How to Store a Lawn Mower Battery for Winter
(Howard Jokela/Demand Media)

Things You'll Need

  • Wrench set
  • Work gloves
  • Flat and Phillips screwdrivers
  • Old rags
  • Soft bristle brush
  • Baking soda
  • Battery charger
  • Sturdy table or workbench
  • Cardboard box
Step 1

Remove the battery from the mower. Access the battery by opening the mower’s hood, if so equipped, then use a wrench or screwdriver to remove any covers, shrouds or panels that block access to the battery. Disconnect the black or negative cable first. Use a wrench to undo the bolt or nut holding the cable to the battery terminal. Pull the cable off the terminal and move it out of your way, making sure the cable end does not touch metal. Disconnect the red or positive cable in the same fashion. Undo the bolts or nuts securing any battery hold-down frame or clamp and move the hold-down out of the way.

Howard Jokela/Demand Media
Step 2

Put on work gloves, reach into the battery compartment and lift out the battery. Some batteries have a lifting strap. If one is present, grasp it with one hand and use the other hand to guide the battery as you lift it out of the mower. Set the battery on a sturdy table or workbench to perform the other storage steps.

Howard Jokela/Demand Media
Step 3

Clean the outside of the battery with a solution of 1/4 cup of baking soda dissolved in 6 quarts of clear water. Wet a rag in the solution and wipe down the outside of the battery. Use a soft bristle brush soaked in the baking soda solution to scrub the top of the battery. Be careful to not get the baking soda solution inside the battery. Allow it to stand for five minutes to thoroughly neutralize any acid residue. Wet another clean rag with clear water and wipe down the entire outside of the battery. Dry off the battery by wiping the entire outside with a clean, dry rag.

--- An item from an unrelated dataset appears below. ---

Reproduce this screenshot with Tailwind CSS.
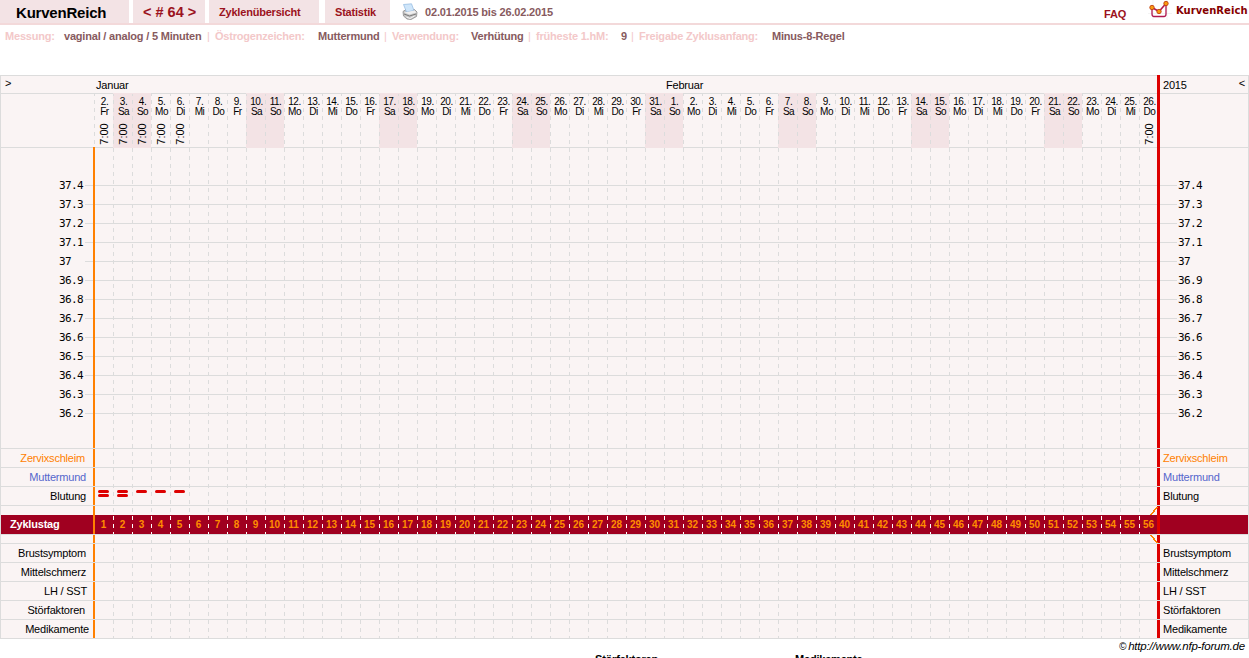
<!DOCTYPE html>
<html lang="de">
<head>
    <meta charset="UTF-8">
    <meta name="viewport" content="width=device-width, initial-scale=1.0">
    <title>KurvenReich</title>
    <script src="https://cdn.jsdelivr.net/npm/@tailwindcss/browser@4"></script>
</head>
<body class="bg-white text-black font-['Liberation_Sans',Arial,sans-serif] text-[11px] leading-[13px] tracking-[-0.2px] w-[1249px] h-[658px] overflow-hidden">

    <header class="flex h-[25px] border-b-2 border-[#f3d9da] font-bold text-[#9b1220]">
        <h1 class="w-[129px] bg-[#f3e3e5] pl-4 pt-[4px] text-[15px] leading-[17px] text-black">KurvenReich</h1>
        <div class="ml-1 w-[72px] bg-[#f3e3e5] pl-[10px] pt-[4px] text-[14.5px] leading-[17px] tracking-normal whitespace-nowrap">&lt; # 64 &gt;</div>
        <a class="ml-1 w-[110px] bg-[#f3e3e5] pl-[10px] pt-[6px]">Zyklenübersicht</a>
        <a class="ml-[6px] w-[65px] bg-[#f3e3e5] pl-[10px] pt-[6px]">Statistik</a>
        <svg class="ml-3 mt-[3px] w-4 h-[18px] shrink-0" viewBox="0 0 16 18">
            <path d="M1 8.500 L4 6.500 L12.500 6.500 L15 9 L14.500 13.500 L9 16.500 L5 16 L1.500 13 Z" fill="#c8c8c8" stroke="#8c8c8c" stroke-width=".8"/>
            <path d="M1.500 1.500 L9.500 .8 L12 7.500 L4.500 9 Z" fill="#cfe6fa" stroke="#8fb8e0" stroke-width=".7"/>
            <path d="M2 9.500 L7.500 11.500 L14.500 9.500 L12.500 7.500 L4.500 9 Z" fill="#efefef"/>
            <path d="M2 11 L7.500 13 L14 11" fill="none" stroke="#707070" stroke-width=".9"/>
            <path d="M4.500 14 L8 15.500 L12.500 13" fill="none" stroke="#f5f5f5" stroke-width="1"/>
        </svg>
        <span class="ml-[7px] pt-[6px] tracking-[-0.17px] text-[#875a5e]">02.01.2015 bis 26.02.2015</span>
        <a class="ml-auto w-[22px] pt-[8px]">FAQ</a>
        <svg class="ml-[22px] w-[24px] h-[20px] shrink-0" viewBox="0 0 24 20">
            <path d="M0 13.500 H24 M5 0 V20 M19 0 V20" stroke="#eeeeee" stroke-width=".7"/>
            <path d="M4 8 V14 Q4 16.500 6 16.500 H16 Q18 16.500 18 14 V5" fill="none" stroke="#b01850" stroke-width="1.3"/>
            <path d="M4 7.500 L11 11.500 L18 3.500" fill="none" stroke="#b01850" stroke-width="1.6"/>
            <g fill="#f89a10" stroke="#c04010" stroke-width=".9">
                <circle cx="4" cy="7.500" r="2.200"/><circle cx="11" cy="11.500" r="2.200"/><circle cx="18" cy="3.500" r="2.200"/>
            </g>
        </svg>
        <span class="ml-[4px] w-[73px] pt-[4px] font-['DejaVu_Sans',sans-serif] text-[10px] tracking-[0.05px] text-[#850000] whitespace-nowrap">KurvenReich</span>
    </header>

    <div class="flex h-[50px] pt-[5px] pl-[5px] font-bold text-[#f3c8c9] whitespace-nowrap">
        <span class="w-[59px]">Messung:</span><span class="w-[143px] text-[#875a5e]">vaginal / analog / 5 Minuten</span>
        <span class="w-[8px] font-normal">|</span><span class="w-[103px]">Östrogenzeichen:</span><span class="w-[66px] text-[#875a5e]">Muttermund</span>
        <span class="w-[8px] font-normal">|</span><span class="w-[79px]">Verwendung:</span><span class="w-[57px] text-[#875a5e]">Verhütung</span>
        <span class="w-[8px] font-normal">|</span><span class="w-[85px]">früheste 1.hM:</span><span class="w-[10px] text-[#875a5e]">9</span>
        <span class="w-[8px] font-normal">|</span><span class="w-[133px]">Freigabe Zyklusanfang:</span><span class="text-[#875a5e]">Minus-8-Regel</span>
    </div>

    <main class="relative h-[564px] bg-[#faf4f4]">
        <svg id="grid" class="absolute inset-0" width="1249" height="564" viewBox="0 75 1249 564" shape-rendering="crispEdges"></svg>

        <div class="relative flex flex-col">
            <div class="flex h-[19px] pt-[4px]">
                <span class="w-[96px] pl-[5px] -mt-[2px]">&gt;</span>
                <span class="w-[570px]">Januar</span>
                <span class="w-[497px]">Februar</span>
                <span>2015</span>
                <span class="ml-auto pr-1 -mt-[2px]">&lt;</span>
            </div>
            <div id="days" class="flex h-[54px] pl-[95px] text-[10px] leading-[10px] tracking-[-0.5px]"></div>
            <div class="flex h-[300px] pt-[28px] justify-between font-['DejaVu_Sans_Mono',monospace] text-[11px] leading-[19px] tracking-[-0.6px]">
                <div id="tempLeft" class="pl-[59px]"></div>
                <div id="tempRight" class="w-[71px]"></div>
            </div>
            <div id="rowsTop" class="pt-px"></div>
            <div class="mt-[9px] flex h-[19px] items-center font-bold text-[10px] tracking-normal">
                <span class="w-[94px] pl-[10px] text-[11px] tracking-[-0.2px] text-white">Zyklustag</span>
                <div id="cycle" class="flex text-[#ff8c00]"></div>
            </div>
            <div id="rowsBottom" class="mt-[10px]"></div>
        </div>
    </main>

    <footer>
        <div class="text-right italic pr-[4px] pt-px text-[11.5px] leading-[13px] whitespace-nowrap"><span class="text-[10px]">©</span><span class="pl-[2px]">http://www.nfp-forum.de</span></div>
        <div class="flex pl-[595px] font-bold"><span class="w-[200px]">Störfaktoren</span><span>Medikamente</span></div>
    </footer>

    <script>
        const grid = document.getElementById('grid');
        const weekdays = ['Do', 'Fr', 'Sa', 'So', 'Mo', 'Di', 'Mi'];
        const temps = ['37.4', '37.3', '37.2', '37.1', '37', '36.9', '36.8', '36.7', '36.6', '36.5', '36.4', '36.3', '36.2'];
        const DAYS = 56;

        const rect = (x, y, w, h, fill) => `<rect x="${x}" y="${y}" width="${w}" height="${h}" fill="${fill}"/>`;
        const isWeekend = i => [2, 3].includes((i + 1) % 7);

        // --- grid ---
        let g = '';
        [75, 93, 147].forEach(y => g += rect(0, y, 1249, 1, '#dcdcdc'));
        temps.forEach((t, i) => g += rect(85, 185 + i * 19, 1092, 1, '#dcdcdc'));
        for (let i = 0; i < DAYS; i++) {
            if (isWeekend(i)) g += rect(94 + i * 19, 93, 19, 55, '#f3e3e5');
        }
        g += rect(0, 515, 1249, 19, '#a00020');
        for (let i = 0; i < DAYS; i++) {
            const x = 94 + i * 19;
            for (let y = 92; y < 638; y += 8) {
                if (i === 0 && y > 147) break;
                g += rect(x, Math.max(y, 94), 1, y < 94 ? 2 : 4, y > 512 && y < 534 ? '#ffffff' : '#dcdcdc');
            }
        }
        g += rect(93, 147, 2, 491, '#ff8000');
        g += rect(1157, 75, 3, 563, '#dd0000');
        [448, 467, 486, 505, 534, 543, 562, 581, 600, 619, 638].forEach(y => g += rect(0, y, 1249, 1, '#dcdcdc'));
        g += rect(0, 75, 1, 564, '#dcdcdc') + rect(1248, 75, 1, 564, '#dcdcdc');
        g += '<path d="M1151 515 L1157 507 M1151 535 L1157 543" stroke="#ff8000" stroke-width="1.5"/>';
        // bleeding marks
        [2, 2, 1, 1, 1].forEach((n, i) => {
            for (let k = 0; k < n; k++) {
                g += `<rect x="${98 + i * 19}" y="${490 + k * 4}" width="11" height="3" rx="1.5" fill="#dd0000" shape-rendering="auto"/>`;
            }
        });
        grid.innerHTML = g;

        // --- labels ---
        let days = '', cycle = '';
        for (let i = 0; i < DAYS; i++) {
            const date = new Date(2015, 0, 2 + i).getDate();
            const time = i < 5 || i === DAYS - 1 ? '<span class="mt-[12px] mr-[2px] -rotate-90 text-[11px] tracking-normal">7:00</span>' : '';
            days += `<div class="w-[19px] pt-[3px] flex flex-col items-center"><span>${date}.</span><span>${weekdays[(i + 1) % 7]}</span>${time}</div>`;
            cycle += `<span class="w-[19px] text-center">${i + 1}</span>`;
        }
        document.getElementById('days').innerHTML = days;
        document.getElementById('cycle').innerHTML = cycle;
        const tempHtml = temps.map(t => `<div>${t}</div>`).join('');
        document.getElementById('tempLeft').innerHTML = tempHtml;
        document.getElementById('tempRight').innerHTML = tempHtml;

        function rows(id, items) {
            document.getElementById(id).innerHTML = items.map(([label, color, right]) =>
                `<div class="flex h-[19px] items-center ${color}"><span class="w-[1163px]"><span class="block text-right" style="width:${right}px">${label}</span></span><span>${label}</span></div>`).join('');
        }
        rows('rowsTop', [['Zervixschleim', 'text-[#ff8000]', 85], ['Muttermund', 'text-[#5566cc]', 86], ['Blutung', 'text-black', 86]]);
        rows('rowsBottom', [['Brustsymptom', 'text-black', 86], ['Mittelschmerz', 'text-black', 86], ['LH / SST', 'text-black', 87], ['Störfaktoren', 'text-black', 85], ['Medikamente', 'text-black', 89]]);
    </script>
</body>
</html>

Howard Jokela/Demand Media
Step 4

Check the fluid electrolyte level in the battery by unscrewing each battery cap and looking inside the hole. The fluid should completely cover the internal battery plates. Add distilled water if needed to bring up the fluid level. Do not use tap water. Sealed batteries don't have removable caps and their fluid level cannot be checked.

Howard Jokela/Demand Media
Step 5

Connect a 12-V battery charger to the battery by first connecting the clip of the red or positive cable to the positive post of the battery, which will be marked with a plus sign or the word “pos.” Then connect the clip of the black or negative cable to the post marked with a minus sign or the word “neg.”

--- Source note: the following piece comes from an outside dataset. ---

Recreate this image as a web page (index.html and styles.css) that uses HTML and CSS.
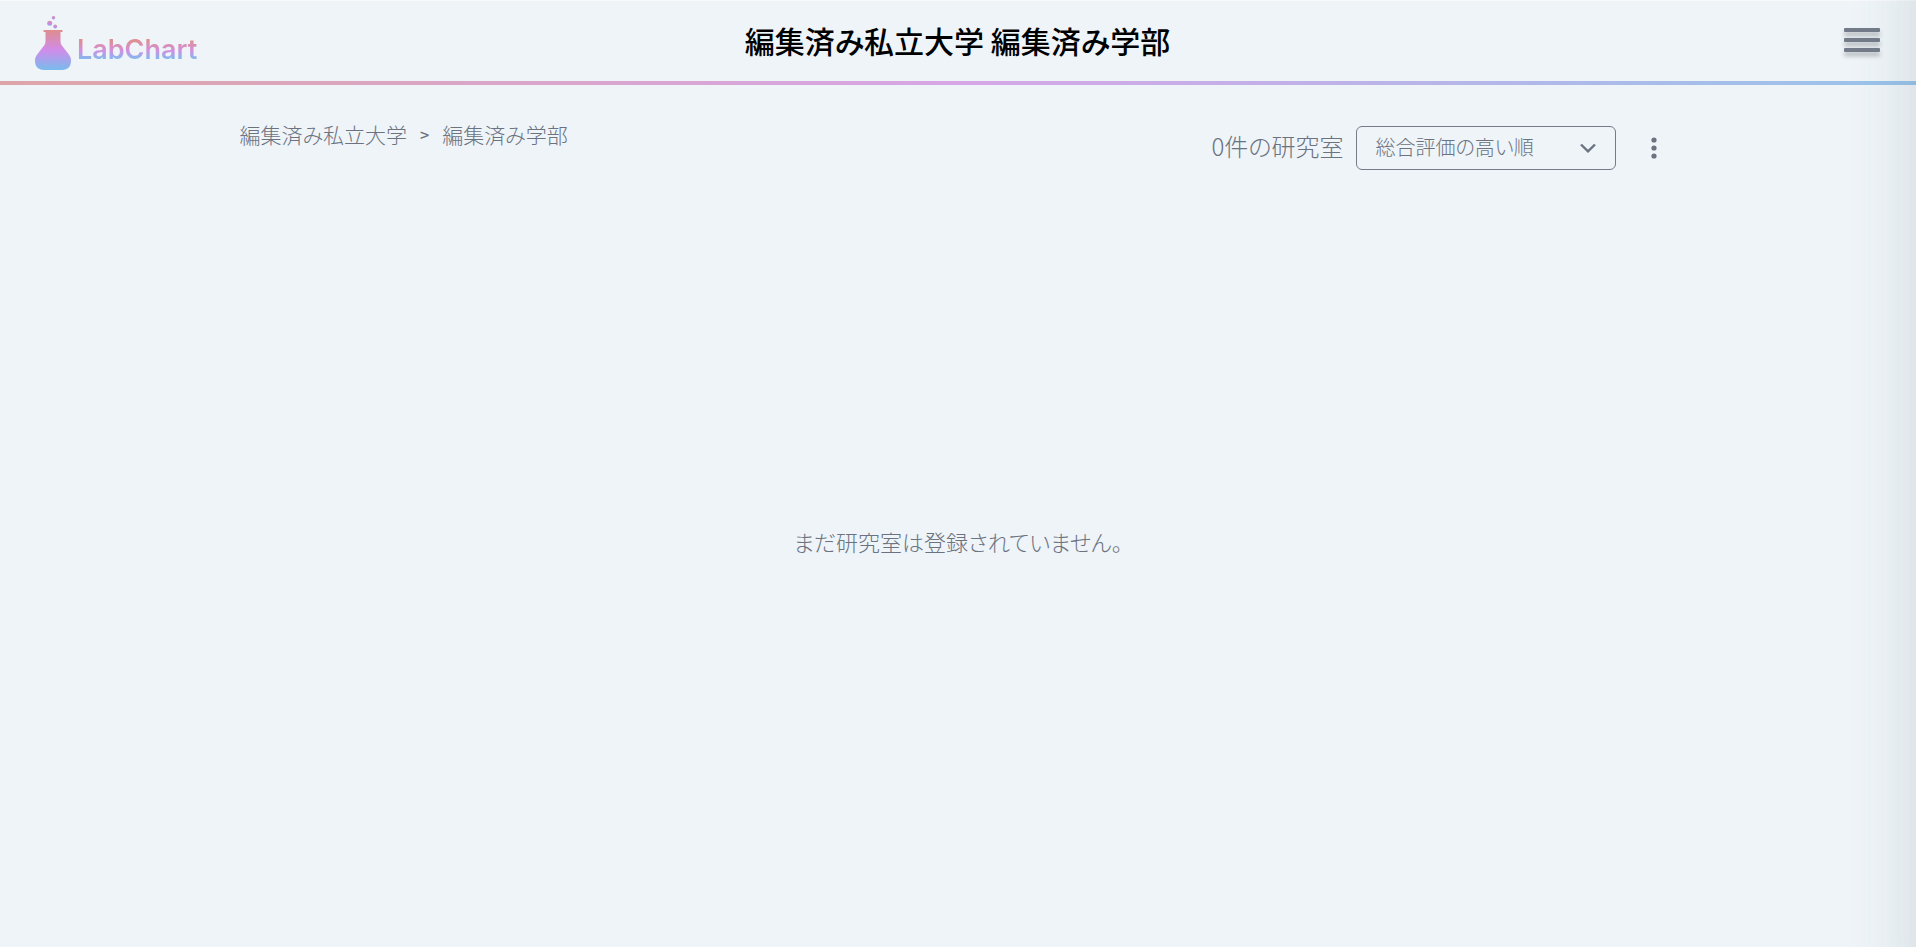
FILE: index.html
```
<!DOCTYPE html>
<html lang="ja">
<head>
  <meta charset="UTF-8">
  <meta name="viewport" content="width=device-width, initial-scale=1.0">
  <title>LabChart - 編集済み学部</title>
  <link rel="stylesheet" href="styles.css">
</head>
<body>
  <header class="header">
    <a class="logo" href="#">
      <svg class="logo-icon" viewBox="0 0 36 54" aria-hidden="true">
        <defs>
          <linearGradient id="flask" gradientUnits="userSpaceOnUse" x1="0" y1="14" x2="0" y2="54">
            <stop offset="0" stop-color="#e08c8c"/>
            <stop offset="0.5" stop-color="#d08cea"/>
            <stop offset="1" stop-color="#78bcec"/>
          </linearGradient>
          <linearGradient id="bubble" x1="0" y1="0" x2="0" y2="1">
            <stop offset="0" stop-color="#dc8fa6"/>
            <stop offset="0.5" stop-color="#cc8cdc"/>
            <stop offset="1" stop-color="#94a4e8"/>
          </linearGradient>
        </defs>
        <circle cx="18.500" cy="1.800" r="1.800" fill="url(#bubble)"/>
        <circle cx="14.700" cy="7.300" r="2.500" fill="url(#bubble)"/>
        <circle cx="20.200" cy="10.500" r="1.900" fill="url(#bubble)"/>
        <path d="M9.500 14h17.500q.5 0 .5.500v1q0 .5-.5.500h-1.500v9.500q0 2 1.200 3.700l7.500 9.800q1.800 2.500 1.800 5.500c0 6-3 9.500-9 9.500h-18c-6 0-9-3.500-9-9.500q0-3 1.800-5.500l7.500-9.800q1.200-1.700 1.200-3.700V16h-1.500q-.5 0-.5-.5v-1q0-.5.5-.5z" fill="url(#flask)"/>
      </svg>
      <span class="logo-text">LabChart</span>
    </a>
    <h1 class="title">編集済み私立大学 編集済み学部</h1>
    <button class="hamburger" type="button" aria-label="メニュー">
      <span></span>
      <span></span>
      <span></span>
    </button>
  </header>

  <main class="main">
    <div class="toolbar">
      <nav class="breadcrumb" aria-label="パンくずリスト">
        <a href="#">編集済み私立大学</a>
        <span class="separator">&gt;</span>
        <a href="#">編集済み学部</a>
      </nav>
      <div class="controls">
        <label class="count" for="sort">0件の研究室</label>
        <div class="select-box">
          <select id="sort">
            <option>総合評価の高い順</option>
          </select>
          <svg class="chevron" viewBox="0 0 16 10" aria-hidden="true">
            <path d="M1 1.500 8 8.300l7-6.800" fill="none" stroke="currentColor" stroke-width="2.400"/>
          </svg>
        </div>
        <button class="more" type="button" aria-label="その他">
          <svg viewBox="0 0 6 22" aria-hidden="true">
            <circle cx="3" cy="3" r="2.600"/>
            <circle cx="3" cy="11" r="2.600"/>
            <circle cx="3" cy="19" r="2.600"/>
          </svg>
        </button>
      </div>
    </div>
    <p class="empty">まだ研究室は登録されていません。</p>
  </main>

  <div class="drawer"></div>
</body>
</html>
```
FILE: styles.css
```
* {
  box-sizing: border-box;
}
body {
  margin: 0;
  min-height: 100vh;
  display: flex;
  flex-direction: column;
  background: #eef4f8;
  color: #6b7280;
  font-family: "Noto Sans CJK JP", sans-serif;
  font-weight: 300;
  font-feature-settings: "palt";
}
a {
  color: inherit;
  text-decoration: none;
}
button {
  padding: 0;
  border: none;
  background: none;
  color: inherit;
  cursor: pointer;
}

/* header */
.header {
  display: grid;
  grid-template-columns: 1fr auto 1fr;
  align-items: center;
  height: 85px;
  padding: 0 36px 2px 35px;
  border-bottom: 4px solid;
  border-image: linear-gradient(to right, #dea5a8, #d6a6e6 50%, #98c4ea) 1;
  box-shadow: inset 0 1px 0 #f8fafc;
}
.logo {
  display: flex;
  align-items: flex-end;
  gap: 6px;
  justify-self: start;
  padding-top: 6px;
}
.logo-icon {
  width: 36px;
  height: 54px;
}
.logo-text {
  padding-bottom: 2px;
  font-family: Inter, sans-serif;
  font-size: 27px;
  font-weight: 600;
  line-height: 36px;
  color: transparent;
  background: linear-gradient(to bottom, #de8f94 24%, #d090e4 50%, #7cbcee 72%);
  -webkit-background-clip: text;
  background-clip: text;
}
.title {
  margin: 0;
  color: #000;
  font-size: 30px;
  font-weight: 500;
  line-height: 44px;
}
.hamburger {
  display: flex;
  flex-direction: column;
  gap: 6px;
  justify-self: end;
  width: 36px;
}
.hamburger span {
  height: 4px;
  border-radius: 1px;
  background: #747b89;
  box-shadow: 0 4px 4px rgba(0, 0, 0, 0.25);
}

/* main */
.main {
  flex: 1;
  display: flex;
  flex-direction: column;
  width: 75%;
  margin: 0 auto;
}
.toolbar {
  display: flex;
  justify-content: space-between;
  align-items: flex-start;
  padding-top: 34px;
}
.breadcrumb {
  display: flex;
  gap: 13px;
  font-size: 21px;
  line-height: 30px;
}
.separator {
  font-size: 16px;
  font-weight: 500;
}
.controls {
  display: flex;
  align-items: center;
  padding-top: 7px;
}
.count {
  margin-right: 12px;
  font-size: 24px;
  line-height: 40px;
  padding-bottom: 4px;
}
.select-box {
  position: relative;
}
.select-box select {
  width: 260px;
  height: 44px;
  padding: 0 48px 3px 19px;
  border: 1px solid #747b89;
  border-radius: 6px;
  appearance: none;
  background: transparent;
  color: inherit;
  font: inherit;
  font-size: 20px;
  font-feature-settings: inherit;
}
.chevron {
  position: absolute;
  top: 17px;
  right: 20px;
  width: 16px;
  height: 10px;
  pointer-events: none;
}
.more {
  display: flex;
  justify-content: center;
  align-items: center;
  width: 44px;
  height: 44px;
  margin: 0 1px 0 16px;
}
.more svg {
  width: 6px;
  height: 22px;
  fill: currentColor;
}
.empty {
  margin: 353px 0 0;
  font-size: 22px;
  line-height: 36px;
  text-align: center;
}

/* closed menu, only its shadow reaches the page */
.drawer {
  position: fixed;
  top: -60px;
  bottom: -60px;
  left: 100%;
  width: 300px;
  box-shadow: 0 0 60px rgba(70, 90, 90, 0.18);
}
```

Howard Jokela/Demand Media
Step 6

Plug in the charger and allow it to run overnight to fully charge the battery. If your charger has an amp meter, note the position of the meter’s needle when charging begins. The battery will be fully charged when the needle drops to about half the initial rate. For instance, if the initial charging rate is 12 amps, the battery will be fully charged when the needle drops to 6 amps. Disconnect the fully charged battery from the charger, put it in a strong cardboard box, close the box and set it on a sturdy shelf or other dry location in your garage or shed.

Howard Jokela/Demand Media

Tips & Warnings

  • Wear work gloves and safety goggles when handling batteries.
  • Double-check that you've connected the battery charger correctly before plugging it in. Connecting a charger backwards can ruin the charger and battery.
  • Store your battery in a spot where it's not likely to be noticed by curious children or animals.